#### Data lines:
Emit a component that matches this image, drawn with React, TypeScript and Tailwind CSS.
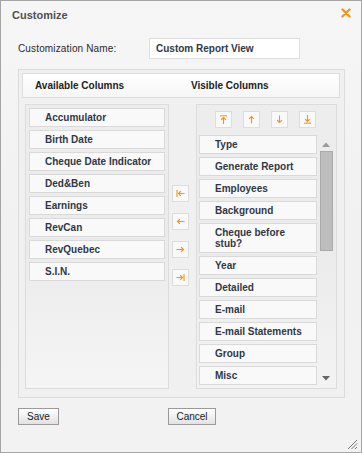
const available = [
  "Accumulator",
  "Birth Date",
  "Cheque Date Indicator",
  "Ded&Ben",
  "Earnings",
  "RevCan",
  "RevQuebec",
  "S.I.N.",
];

const visible = [
  "Type",
  "Generate Report",
  "Employees",
  "Background",
  "Cheque before stub?",
  "Year",
  "Detailed",
  "E-mail",
  "E-mail Statements",
  "Group",
  "Misc",
];

const ORANGE = "#f0961e";

// small orange arrows used on the move buttons
function MoveIcon({ kind }: { kind: string }) {
  const p = { stroke: ORANGE, strokeWidth: 1.1, fill: "none", strokeLinecap: "square" as const };
  return (
    <svg width="9" height="9" viewBox="0 0 9 9">
      {kind === "first" && (
        <>
          <path d="M1 1.5 V7.5" {...p} />
          <path d="M2.5 4.5 H8 M2.5 4.5 L4.5 2.5 M2.5 4.5 L4.5 6.5" {...p} />
        </>
      )}
      {kind === "left" && <path d="M1.5 4.5 H8 M1.5 4.5 L3.5 2.5 M1.5 4.5 L3.5 6.5" {...p} />}
      {kind === "right" && <path d="M1 4.5 H7.5 M7.5 4.5 L5.5 2.5 M7.5 4.5 L5.5 6.5" {...p} />}
      {kind === "last" && (
        <>
          <path d="M8 1.5 V7.5" {...p} />
          <path d="M1 4.5 H6.5 M6.5 4.5 L4.5 2.5 M6.5 4.5 L4.5 6.5" {...p} />
        </>
      )}
      {kind === "top" && (
        <>
          <path d="M1.5 0.8 H7.5" {...p} />
          <path d="M4.5 2.5 V8.5 M4.5 2.5 L2.5 4.5 M4.5 2.5 L6.5 4.5" {...p} />
        </>
      )}
      {kind === "up" && <path d="M4.5 1.5 V8 M4.5 1.5 L2.5 3.5 M4.5 1.5 L6.5 3.5" {...p} />}
      {kind === "down" && <path d="M4.5 1 V7.5 M4.5 7.5 L2.5 5.5 M4.5 7.5 L6.5 5.5" {...p} />}
      {kind === "bottom" && (
        <>
          <path d="M4.5 0.5 V6.5 M4.5 6.5 L2.5 4.5 M4.5 6.5 L6.5 4.5" {...p} />
          <path d="M1.5 8.2 H7.5" {...p} />
        </>
      )}
    </svg>
  );
}

function IconButton({ kind }: { kind: string }) {
  return (
    <div className="flex h-[17px] w-[17px] items-center justify-center border border-[#dddddd] bg-[#f9f9f9]">
      <MoveIcon kind={kind} />
    </div>
  );
}

function Item({ label, tall }: { label: string; tall?: boolean }) {
  return (
    <div
      className={`flex shrink-0 items-center border border-[#d9d9d9] bg-[#f9f9f9] pl-[15px] pr-[4px] text-[10px] font-bold leading-[11px] text-[#303846] ${
        tall ? "h-[30px]" : "h-[19px]"
      }`}
    >
      {label}
    </div>
  );
}

export default function App() {
  return (
    <div
      className="relative flex h-[453px] w-[362px] flex-col border border-[#a5a5a5] bg-gradient-to-b from-[#f6f6f6] via-[#f1f1f1] to-[#f2f2f2] text-[#333]"
      style={{ fontFamily: '"Liberation Sans", Arial, sans-serif' }}
    >
      <div className="flex h-[28px] items-start justify-between pl-[11px] pr-[10px] pt-[7px]">
        <span className="text-[11px] font-bold leading-[15px] text-[#505050]">Customize</span>
        <svg width="10" height="10" viewBox="0 0 10 10" className="mt-[0px]">
          <path d="M1.5 1.5 L8.5 8.5 M8.5 1.5 L1.5 8.5" stroke={ORANGE} strokeWidth="2.4" strokeLinecap="round" />
        </svg>
      </div>

      <div className="mt-[9px] flex h-[21px] items-center pl-[17px]">
        <span className="w-[131px] text-[10px] leading-[12px] tracking-[0.15px] text-[#2a2a2a]">
          Customization Name:
        </span>
        <div className="flex h-[21px] w-[151px] items-center border border-[#dedede] bg-white pl-[6px] text-[10px] font-bold text-[#303846]">
          Custom Report View
        </div>
      </div>

      <div className="ml-[17px] mt-[10px] flex h-[329px] w-[327px] flex-col border border-[#dcdcdc] bg-[#f0f0f0] p-[3px]">
        <div className="flex h-[25px] w-[318px] items-center border border-[#dddddd] bg-gradient-to-b from-white to-[#f6f6f6] pl-[12px] text-[10px] font-bold text-[#222]">
          <span className="w-[156px]">Available Columns</span>
          <span>Visible Columns</span>
        </div>

        <div className="mt-[6px] flex">
          <div className="ml-[3px] flex h-[285px] w-[144px] flex-col gap-[3px] border border-[#dcdcdc] bg-gradient-to-b from-[#ededed] via-[#ebebeb] to-[#f5f5f5] p-[3px]">
            {available.map((name) => (
              <Item key={name} label={name} />
            ))}
          </div>

          <div className="flex w-[27px] flex-col gap-[11px] pl-[3px] pt-[81px]">
            <IconButton kind="first" />
            <IconButton kind="left" />
            <IconButton kind="right" />
            <IconButton kind="last" />
          </div>

          <div className="flex h-[285px] w-[141px] flex-col overflow-hidden border border-[#dcdcdc] bg-gradient-to-b from-[#ededed] via-[#ebebeb] to-[#f3f3f3]">
            <div className="flex gap-[11px] pl-[18px] pt-[6px]">
              <IconButton kind="top" />
              <IconButton kind="up" />
              <IconButton kind="down" />
              <IconButton kind="bottom" />
            </div>
            <div className="mt-[7px] flex min-h-0 flex-1">
              <div className="flex w-[120px] flex-col gap-[3px] pl-[2px]">
                {visible.map((name) => (
                  <Item key={name} label={name} tall={name === "Cheque before stub?"} />
                ))}
              </div>
              <div className="ml-[1px] flex w-[16px] flex-col items-center">
                <svg width="8" height="5" viewBox="0 0 8 5" className="mt-[7px]">
                  <path d="M0 5 L4 0.5 L8 5 Z" fill="#9a9a9a" />
                </svg>
                <div className="mt-[4px] h-[100px] w-[13px] border border-[#a9a9a9] bg-[#bdbdbd]" />
                <div className="flex-1" />
                <svg width="8" height="5" viewBox="0 0 8 5" className="mb-[7px]">
                  <path d="M0 0 L4 4.5 L8 0 Z" fill="#666" />
                </svg>
              </div>
            </div>
          </div>
        </div>
      </div>

      <div className="ml-[17px] mt-[10px] flex">
        <button className="h-[17px] w-[41px] border border-[#9a9a9a] bg-gradient-to-b from-white to-[#e2e2e2] text-[10px] leading-[15px] text-[#222]">
          Save
        </button>
        <button className="ml-[109px] h-[17px] w-[48px] border border-[#9a9a9a] bg-gradient-to-b from-white to-[#e2e2e2] text-[10px] leading-[15px] text-[#222]">
          Cancel
        </button>
      </div>

      <svg width="11" height="11" viewBox="0 0 11 11" className="absolute bottom-[2px] right-[3px]">
        <path d="M1 10 L10 1 M4.5 10 L10 4.5 M8 10 L10 8" stroke="#777" strokeWidth="1" />
      </svg>
    </div>
  );
}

#### The problem:
Reproduce the whole listing exactly, but not the images in it.

#### Full output:
Emit a component that matches this image, drawn with React, TypeScript and Tailwind CSS.
const available = [
  "Accumulator",
  "Birth Date",
  "Cheque Date Indicator",
  "Ded&Ben",
  "Earnings",
  "RevCan",
  "RevQuebec",
  "S.I.N.",
];

const visible = [
  "Type",
  "Generate Report",
  "Employees",
  "Background",
  "Cheque before stub?",
  "Year",
  "Detailed",
  "E-mail",
  "E-mail Statements",
  "Group",
  "Misc",
];

const ORANGE = "#f0961e";

// small orange arrows used on the move buttons
function MoveIcon({ kind }: { kind: string }) {
  const p = { stroke: ORANGE, strokeWidth: 1.1, fill: "none", strokeLinecap: "square" as const };
  return (
    <svg width="9" height="9" viewBox="0 0 9 9">
      {kind === "first" && (
        <>
          <path d="M1 1.5 V7.5" {...p} />
          <path d="M2.5 4.5 H8 M2.5 4.5 L4.5 2.5 M2.5 4.5 L4.5 6.5" {...p} />
        </>
      )}
      {kind === "left" && <path d="M1.5 4.5 H8 M1.5 4.5 L3.5 2.5 M1.5 4.5 L3.5 6.5" {...p} />}
      {kind === "right" && <path d="M1 4.5 H7.5 M7.5 4.5 L5.5 2.5 M7.5 4.5 L5.5 6.5" {...p} />}
      {kind === "last" && (
        <>
          <path d="M8 1.5 V7.5" {...p} />
          <path d="M1 4.5 H6.5 M6.5 4.5 L4.5 2.5 M6.5 4.5 L4.5 6.5" {...p} />
        </>
      )}
      {kind === "top" && (
        <>
          <path d="M1.5 0.8 H7.5" {...p} />
          <path d="M4.5 2.5 V8.5 M4.5 2.5 L2.5 4.5 M4.5 2.5 L6.5 4.5" {...p} />
        </>
      )}
      {kind === "up" && <path d="M4.5 1.5 V8 M4.5 1.5 L2.5 3.5 M4.5 1.5 L6.5 3.5" {...p} />}
      {kind === "down" && <path d="M4.5 1 V7.5 M4.5 7.5 L2.5 5.5 M4.5 7.5 L6.5 5.5" {...p} />}
      {kind === "bottom" && (
        <>
          <path d="M4.5 0.5 V6.5 M4.5 6.5 L2.5 4.5 M4.5 6.5 L6.5 4.5" {...p} />
          <path d="M1.5 8.2 H7.5" {...p} />
        </>
      )}
    </svg>
  );
}

function IconButton({ kind }: { kind: string }) {
  return (
    <div className="flex h-[17px] w-[17px] items-center justify-center border border-[#dddddd] bg-[#f9f9f9]">
      <MoveIcon kind={kind} />
    </div>
  );
}

function Item({ label, tall }: { label: string; tall?: boolean }) {
  return (
    <div
      className={`flex shrink-0 items-center border border-[#d9d9d9] bg-[#f9f9f9] pl-[15px] pr-[4px] text-[10px] font-bold leading-[11px] text-[#303846] ${
        tall ? "h-[30px]" : "h-[19px]"
      }`}
    >
      {label}
    </div>
  );
}

export default function App() {
  return (
    <div
      className="relative flex h-[453px] w-[362px] flex-col border border-[#a5a5a5] bg-gradient-to-b from-[#f6f6f6] via-[#f1f1f1] to-[#f2f2f2] text-[#333]"
      style={{ fontFamily: '"Liberation Sans", Arial, sans-serif' }}
    >
      <div className="flex h-[28px] items-start justify-between pl-[11px] pr-[10px] pt-[7px]">
        <span className="text-[11px] font-bold leading-[15px] text-[#505050]">Customize</span>
        <svg width="10" height="10" viewBox="0 0 10 10" className="mt-[0px]">
          <path d="M1.5 1.5 L8.5 8.5 M8.5 1.5 L1.5 8.5" stroke={ORANGE} strokeWidth="2.4" strokeLinecap="round" />
        </svg>
      </div>

      <div className="mt-[9px] flex h-[21px] items-center pl-[17px]">
        <span className="w-[131px] text-[10px] leading-[12px] tracking-[0.15px] text-[#2a2a2a]">
          Customization Name:
        </span>
        <div className="flex h-[21px] w-[151px] items-center border border-[#dedede] bg-white pl-[6px] text-[10px] font-bold text-[#303846]">
          Custom Report View
        </div>
      </div>

      <div className="ml-[17px] mt-[10px] flex h-[329px] w-[327px] flex-col border border-[#dcdcdc] bg-[#f0f0f0] p-[3px]">
        <div className="flex h-[25px] w-[318px] items-center border border-[#dddddd] bg-gradient-to-b from-white to-[#f6f6f6] pl-[12px] text-[10px] font-bold text-[#222]">
          <span className="w-[156px]">Available Columns</span>
          <span>Visible Columns</span>
        </div>

        <div className="mt-[6px] flex">
          <div className="ml-[3px] flex h-[285px] w-[144px] flex-col gap-[3px] border border-[#dcdcdc] bg-gradient-to-b from-[#ededed] via-[#ebebeb] to-[#f5f5f5] p-[3px]">
            {available.map((name) => (
              <Item key={name} label={name} />
            ))}
          </div>

          <div className="flex w-[27px] flex-col gap-[11px] pl-[3px] pt-[81px]">
            <IconButton kind="first" />
            <IconButton kind="left" />
            <IconButton kind="right" />
            <IconButton kind="last" />
          </div>

          <div className="flex h-[285px] w-[141px] flex-col overflow-hidden border border-[#dcdcdc] bg-gradient-to-b from-[#ededed] via-[#ebebeb] to-[#f3f3f3]">
            <div className="flex gap-[11px] pl-[18px] pt-[6px]">
              <IconButton kind="top" />
              <IconButton kind="up" />
              <IconButton kind="down" />
              <IconButton kind="bottom" />
            </div>
            <div className="mt-[7px] flex min-h-0 flex-1">
              <div className="flex w-[120px] flex-col gap-[3px] pl-[2px]">
                {visible.map((name) => (
                  <Item key={name} label={name} tall={name === "Cheque before stub?"} />
                ))}
              </div>
              <div className="ml-[1px] flex w-[16px] flex-col items-center">
                <svg width="8" height="5" viewBox="0 0 8 5" className="mt-[7px]">
                  <path d="M0 5 L4 0.5 L8 5 Z" fill="#9a9a9a" />
                </svg>
                <div className="mt-[4px] h-[100px] w-[13px] border border-[#a9a9a9] bg-[#bdbdbd]" />
                <div className="flex-1" />
                <svg width="8" height="5" viewBox="0 0 8 5" className="mb-[7px]">
                  <path d="M0 0 L4 4.5 L8 0 Z" fill="#666" />
                </svg>
              </div>
            </div>
          </div>
        </div>
      </div>

      <div className="ml-[17px] mt-[10px] flex">
        <button className="h-[17px] w-[41px] border border-[#9a9a9a] bg-gradient-to-b from-white to-[#e2e2e2] text-[10px] leading-[15px] text-[#222]">
          Save
        </button>
        <button className="ml-[109px] h-[17px] w-[48px] border border-[#9a9a9a] bg-gradient-to-b from-white to-[#e2e2e2] text-[10px] leading-[15px] text-[#222]">
          Cancel
        </button>
      </div>

      <svg width="11" height="11" viewBox="0 0 11 11" className="absolute bottom-[2px] right-[3px]">
        <path d="M1 10 L10 1 M4.5 10 L10 4.5 M8 10 L10 8" stroke="#777" strokeWidth="1" />
      </svg>
    </div>
  );
}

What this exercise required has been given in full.